Short exercise =>
The listing below should be printed exactly, every line of it. Skip the pictures.

┌─ Dataset section

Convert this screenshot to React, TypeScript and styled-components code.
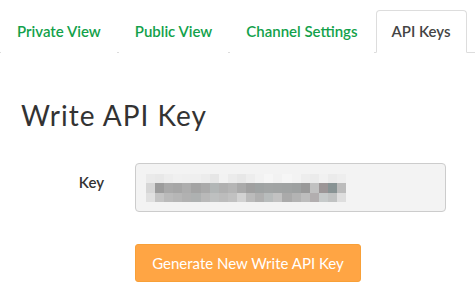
import * as React from 'react';
import styled, {createGlobalStyle} from 'styled-components';

const GlobalStyle = createGlobalStyle`
  html, body {
    margin: 0;
    padding: 0;
    background: #ffffff;
  }
  body {
    font-family: Lato, "Open Sans", "Liberation Sans", sans-serif;
    color: #333333;
  }
`;

const tabs = ['Private View', 'Public View', 'Channel Settings', 'API Keys'];

// blurred key, one grey value per block
const blur: string[][] = [
    ['eaeaea', 'e8e8e8', 'ededed', 'f0f0f0', 'efefef', 'efefef', 'ececec', 'e6e6e6', 'f2f2f2', 'ebebeb', 'e7e7e7', 'ededed', 'f2f2f2', 'f6f6f6', 'f2f2f2', 'f6f6f6', 'f3f3f3', 'ededed', 'ebebeb', 'f1f1f1', 'ebebeb', 'eeeeee'],
    ['d6d6d6', '9c9c9c', 'a9a9a9', 'a6a6a6', 'adadad', 'a4a4a4', 'aaaaaa', 'b2b6b6', 'b0b0b0', 'b5b5b5', 'aaaaaa', 'a0a0a0', '9fa3a3', 'a2a5a5', 'a1a4a4', 'a0a3a3', '9ea1a1', '999999', 'c1c1c1', '9c9697', '889394', 'bcbcbc'],
    ['e0e0e0', 'c4c4c4', 'bababa', 'b6b6b6', 'b1b1b1', 'aeb1b1', 'b9b9b9', 'bec0c0', 'bcbcbc', 'c1c1c1', 'd2d2d2', 'bbbbbb', 'b0b0b0', 'b8bcbc', 'c2c2c2', 'aaaaaa', 'b3b3b3', 'bdbdbd', 'b2aeaf', 'c6caca', 'c0c2c2', 'dedede'],
];

class App extends React.Component<{}, {}> {
    public render() {
        return (
            <Page>
                <GlobalStyle/>
                <TabBar>
                    {tabs.map((t) => (
                        <Tab key={t} active={t === 'API Keys'}>{t}</Tab>
                    ))}
                </TabBar>
                <Content>
                    <Heading>Write API Key</Heading>
                    <FormRow>
                        <Label>Key</Label>
                        <Field>
                            <KeyBox>
                                <Mosaic>
                                    {blur.map((row, r) => row.map((c, i) => (
                                        <Pixel key={r + '-' + i} style={{background: '#' + c}}/>
                                    )))}
                                </Mosaic>
                            </KeyBox>
                        </Field>
                    </FormRow>
                    <FormRow>
                        <Spacer/>
                        <Field>
                            <Button>Generate New Write API Key</Button>
                        </Field>
                    </FormRow>
                </Content>
            </Page>
        );
    }
}

const Page = styled.div`
  width: 475px;
  height: 303px;
  overflow: hidden;
`;

const TabBar = styled.div`
  display: flex;
  padding: 10px 0 0 1px;
  border-bottom: 1px solid #dddddd;
`;

const Tab = styled.div<{active?: boolean}>`
  margin-right: 2px;
  margin-bottom: -1px;
  padding: 10px 15px;
  line-height: 21px;
  font-size: 15px;
  font-weight: 600;
  color: ${p => p.active ? '#444444' : '#12a14a'};
  background: #ffffff;
  border: 1px solid ${p => p.active ? '#dddddd' : 'transparent'};
  border-bottom-color: ${p => p.active ? '#ffffff' : 'transparent'};
  border-radius: 4px 4px 0 0;
  white-space: nowrap;
`;

const Content = styled.div`
  padding: 0 29px 0 21px;
`;

const Heading = styled.h1`
  margin: 45px 0 31px;
  font-size: 28px;
  font-weight: 400;
  line-height: 34px;
  color: #333333;
  letter-spacing: 1px;
`;

const FormRow = styled.div`
  display: flex;
  align-items: flex-start;
  gap: 31px;
  margin-bottom: 32px;
`;

const Label = styled.div`
  width: 83px;
  padding-top: 9px;
  text-align: right;
  font-size: 15px;
  font-weight: 600;
  line-height: 21px;
  color: #333333;
`;

const Spacer = styled.div`
  width: 83px;
`;

const Field = styled.div`
  flex: 1;
`;

const KeyBox = styled.div`
  box-sizing: border-box;
  height: 49px;
  padding: 10px;
  background: #f3f3f3;
  border: 1px solid #cccccc;
  border-radius: 4px;
`;

const Mosaic = styled.div`
  display: grid;
  grid-template-columns: repeat(22, 9.1px);
  grid-auto-rows: 9.4px;
`;

const Pixel = styled.span`
  display: block;
`;

const Button = styled.button`
  box-sizing: border-box;
  height: 38px;
  padding: 0;
  width: 226px;
  border: 1px solid #f8a038;
  border-radius: 3px;
  background: #ffa544;
  color: #ffffff;
  font-family: Lato, "Open Sans", "Liberation Sans", sans-serif;
  font-size: 15px;
  font-weight: 400;
  white-space: nowrap;
`;

export default App;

└─

Correct output =>
Convert this screenshot to React, TypeScript and styled-components code.
import * as React from 'react';
import styled, {createGlobalStyle} from 'styled-components';

const GlobalStyle = createGlobalStyle`
  html, body {
    margin: 0;
    padding: 0;
    background: #ffffff;
  }
  body {
    font-family: Lato, "Open Sans", "Liberation Sans", sans-serif;
    color: #333333;
  }
`;

const tabs = ['Private View', 'Public View', 'Channel Settings', 'API Keys'];

// blurred key, one grey value per block
const blur: string[][] = [
    ['eaeaea', 'e8e8e8', 'ededed', 'f0f0f0', 'efefef', 'efefef', 'ececec', 'e6e6e6', 'f2f2f2', 'ebebeb', 'e7e7e7', 'ededed', 'f2f2f2', 'f6f6f6', 'f2f2f2', 'f6f6f6', 'f3f3f3', 'ededed', 'ebebeb', 'f1f1f1', 'ebebeb', 'eeeeee'],
    ['d6d6d6', '9c9c9c', 'a9a9a9', 'a6a6a6', 'adadad', 'a4a4a4', 'aaaaaa', 'b2b6b6', 'b0b0b0', 'b5b5b5', 'aaaaaa', 'a0a0a0', '9fa3a3', 'a2a5a5', 'a1a4a4', 'a0a3a3', '9ea1a1', '999999', 'c1c1c1', '9c9697', '889394', 'bcbcbc'],
    ['e0e0e0', 'c4c4c4', 'bababa', 'b6b6b6', 'b1b1b1', 'aeb1b1', 'b9b9b9', 'bec0c0', 'bcbcbc', 'c1c1c1', 'd2d2d2', 'bbbbbb', 'b0b0b0', 'b8bcbc', 'c2c2c2', 'aaaaaa', 'b3b3b3', 'bdbdbd', 'b2aeaf', 'c6caca', 'c0c2c2', 'dedede'],
];

class App extends React.Component<{}, {}> {
    public render() {
        return (
            <Page>
                <GlobalStyle/>
                <TabBar>
                    {tabs.map((t) => (
                        <Tab key={t} active={t === 'API Keys'}>{t}</Tab>
                    ))}
                </TabBar>
                <Content>
                    <Heading>Write API Key</Heading>
                    <FormRow>
                        <Label>Key</Label>
                        <Field>
                            <KeyBox>
                                <Mosaic>
                                    {blur.map((row, r) => row.map((c, i) => (
                                        <Pixel key={r + '-' + i} style={{background: '#' + c}}/>
                                    )))}
                                </Mosaic>
                            </KeyBox>
                        </Field>
                    </FormRow>
                    <FormRow>
                        <Spacer/>
                        <Field>
                            <Button>Generate New Write API Key</Button>
                        </Field>
                    </FormRow>
                </Content>
            </Page>
        );
    }
}

const Page = styled.div`
  width: 475px;
  height: 303px;
  overflow: hidden;
`;

const TabBar = styled.div`
  display: flex;
  padding: 10px 0 0 1px;
  border-bottom: 1px solid #dddddd;
`;

const Tab = styled.div<{active?: boolean}>`
  margin-right: 2px;
  margin-bottom: -1px;
  padding: 10px 15px;
  line-height: 21px;
  font-size: 15px;
  font-weight: 600;
  color: ${p => p.active ? '#444444' : '#12a14a'};
  background: #ffffff;
  border: 1px solid ${p => p.active ? '#dddddd' : 'transparent'};
  border-bottom-color: ${p => p.active ? '#ffffff' : 'transparent'};
  border-radius: 4px 4px 0 0;
  white-space: nowrap;
`;

const Content = styled.div`
  padding: 0 29px 0 21px;
`;

const Heading = styled.h1`
  margin: 45px 0 31px;
  font-size: 28px;
  font-weight: 400;
  line-height: 34px;
  color: #333333;
  letter-spacing: 1px;
`;

const FormRow = styled.div`
  display: flex;
  align-items: flex-start;
  gap: 31px;
  margin-bottom: 32px;
`;

const Label = styled.div`
  width: 83px;
  padding-top: 9px;
  text-align: right;
  font-size: 15px;
  font-weight: 600;
  line-height: 21px;
  color: #333333;
`;

const Spacer = styled.div`
  width: 83px;
`;

const Field = styled.div`
  flex: 1;
`;

const KeyBox = styled.div`
  box-sizing: border-box;
  height: 49px;
  padding: 10px;
  background: #f3f3f3;
  border: 1px solid #cccccc;
  border-radius: 4px;
`;

const Mosaic = styled.div`
  display: grid;
  grid-template-columns: repeat(22, 9.1px);
  grid-auto-rows: 9.4px;
`;

const Pixel = styled.span`
  display: block;
`;

const Button = styled.button`
  box-sizing: border-box;
  height: 38px;
  padding: 0;
  width: 226px;
  border: 1px solid #f8a038;
  border-radius: 3px;
  background: #ffa544;
  color: #ffffff;
  font-family: Lato, "Open Sans", "Liberation Sans", sans-serif;
  font-size: 15px;
  font-weight: 400;
  white-space: nowrap;
`;

export default App;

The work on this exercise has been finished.